Instruction: Show all lines from the listing below that contain "React".
================
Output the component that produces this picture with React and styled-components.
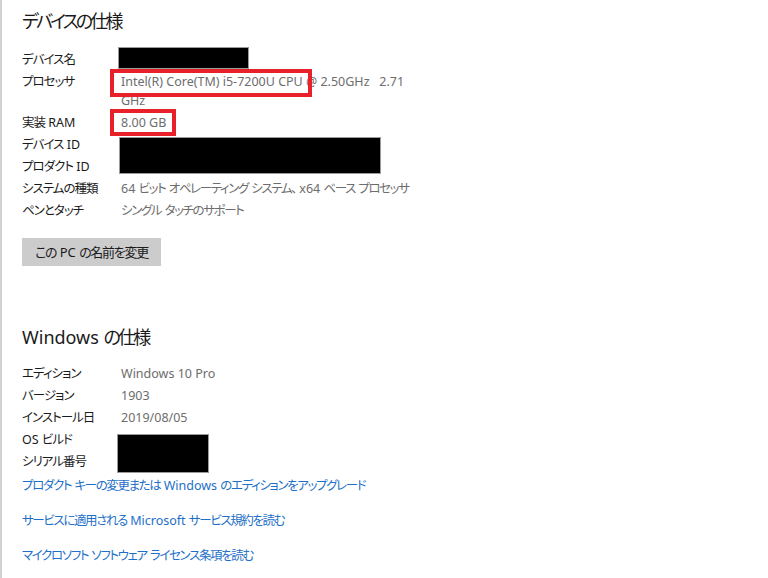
import React from 'react';
import styled, { createGlobalStyle } from 'styled-components';

const GlobalStyle = createGlobalStyle`
  html, body {
    margin: 0;
    padding: 0;
    background: #fff;
  }

  body {
    font-family: "Noto Sans", "Noto Sans CJK JP", sans-serif;
    font-feature-settings: "palt";
    -webkit-font-smoothing: antialiased;
  }
`;

// Japanese runs are set tighter than the latin ones (the original UI font has narrow kana)
const CJK_RUN = /([\u3000-\u30ff\u3400-\u9fff\uff00-\uffef]+)/;

const Jp = styled.span`
  letter-spacing: var(--jp-track, -0.08em);
`;

const Txt = ({ children }) =>
  String(children)
    .split(CJK_RUN)
    .map((part, i) => (CJK_RUN.test(part) ? <Jp key={i}>{part}</Jp> : part));

const Page = styled.div`
  box-sizing: border-box;
  min-height: 578px;
  padding: 7px 0 0 20px;
  border-left: 2px solid #d2d2d2;
`;

const Heading = styled.h2`
  --jp-track: -0.16em;
  margin: ${p => p.$top || 0}px 0 0;
  font-size: 18px;
  font-weight: 400;
  line-height: 28px;
  color: #1a1a1a;
`;

const SpecGrid = styled.div`
  display: grid;
  grid-template-columns: 99px auto;
  grid-auto-rows: minmax(22px, auto);
  justify-content: start;
  margin-top: ${p => p.$top}px;
  font-size: 12.5px;
`;

const Label = styled.div`
  line-height: 22px;
  color: #1b1b1b;
  white-space: nowrap;
`;

const Value = styled.div`
  --jp-track: -0.11em;
  grid-column: 2;
  line-height: ${p => (p.$wrap ? '19px' : '22px')};
  padding: ${p => (p.$wrap ? '1px 0 2px' : '0')};
  color: #6d6d6d;
  white-space: nowrap;
`;

const Highlight = styled.span`
  position: relative;
  display: inline-block;

  &::after {
    content: '';
    position: absolute;
    top: ${p => p.$t}px;
    bottom: ${p => p.$b}px;
    left: -11px;
    right: ${p => p.$r}px;
    border: 4px solid #e8202a;
  }
`;

const Redact = styled.div`
  grid-column: 2;
  grid-row: span ${p => p.$rows || 1};
  align-self: start;
  justify-self: start;
  box-sizing: border-box;
  width: ${p => p.$w}px;
  height: ${p => p.$h}px;
  margin: ${p => p.$m};
  background: #000;
  border: 1px solid #9a9a9a;
`;

const RenameButton = styled.button`
  --jp-track: -0.1em;
  display: block;
  margin-top: 16px;
  width: 139px;
  height: 28px;
  padding: 0;
  border: none;
  background: #cccccc;
  color: #1b1b1b;
  font-family: inherit;
  font-feature-settings: "palt";
  font-size: 13px;
  line-height: 28px;
`;

const Links = styled.div`
  display: flex;
  flex-direction: column;
  align-items: flex-start;
  gap: 13px;
  margin-top: 2px;
`;

const Link = styled.a`
  --jp-track: -0.11em;
  font-size: 12.5px;
  line-height: 22px;
  color: #1e6fc8;
  text-decoration: none;
`;

const windowsRows = [
  ['エディション', 'Windows 10 Pro'],
  ['バージョン', '1903'],
  ['インストール日', '2019/08/05'],
];

export default function App() {
  return (
    <Page>
      <GlobalStyle />
      <Heading><Txt>デバイスの仕様</Txt></Heading>
      <SpecGrid $top={14}>
        <Label><Txt>デバイス名</Txt></Label>
        <Redact $w={131} $h={22} $m="-2px 0 0 -3px" />
        <Label><Txt>プロセッサ</Txt></Label>
        <Value $wrap>
          <Highlight $t={-3} $b={-6} $r={-9}>Intel(R) Core(TM) i5-7200U CPU</Highlight>
          {' @ 2.50GHz\u00a0\u00a0 2.71'}
          <br />
          GHz
        </Value>
        <Label><Txt>実装 RAM</Txt></Label>
        <Value>
          <Highlight $t={-3} $b={-2} $r={-10}>8.00 GB</Highlight>
        </Value>
        <Label><Txt>デバイス ID</Txt></Label>
        <Redact $rows={2} $w={262} $h={37} $m="3px 0 0 -2px" />
        <Label><Txt>プロダクト ID</Txt></Label>
        <Label><Txt>システムの種類</Txt></Label>
        <Value><Txt>64 ビット オペレーティング システム、 x64 ベース プロセッサ</Txt></Value>
        <Label><Txt>ペンとタッチ</Txt></Label>
        <Value><Txt>シングル タッチのサポート</Txt></Value>
      </SpecGrid>
      <RenameButton><Txt>この PC の名前を変更</Txt></RenameButton>

      <Heading $top={57}><Txt>Windows の仕様</Txt></Heading>
      <SpecGrid $top={12}>
        {windowsRows.map(([label, value]) => (
          <React.Fragment key={label}>
            <Label><Txt>{label}</Txt></Label>
            <Value>{value}</Value>
          </React.Fragment>
        ))}
        <Label><Txt>OS ビルド</Txt></Label>
        <Redact $rows={2} $w={92} $h={39} $m="5px 0 0 -4px" />
        <Label><Txt>シリアル番号</Txt></Label>
      </SpecGrid>
      <Links>
        <Link href="#"><Txt>プロダクト キーの変更または Windows のエディションをアップグレード</Txt></Link>
        <Link href="#"><Txt>サービスに適用される Microsoft サービス規約を読む</Txt></Link>
        <Link href="#"><Txt>マイクロソフト ソフトウェア ライセンス条項を読む</Txt></Link>
      </Links>
    </Page>
  );
}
================
Completed task:
Output the component that produces this picture with React and styled-components.
import React from 'react';
          <React.Fragment key={label}>
          </React.Fragment>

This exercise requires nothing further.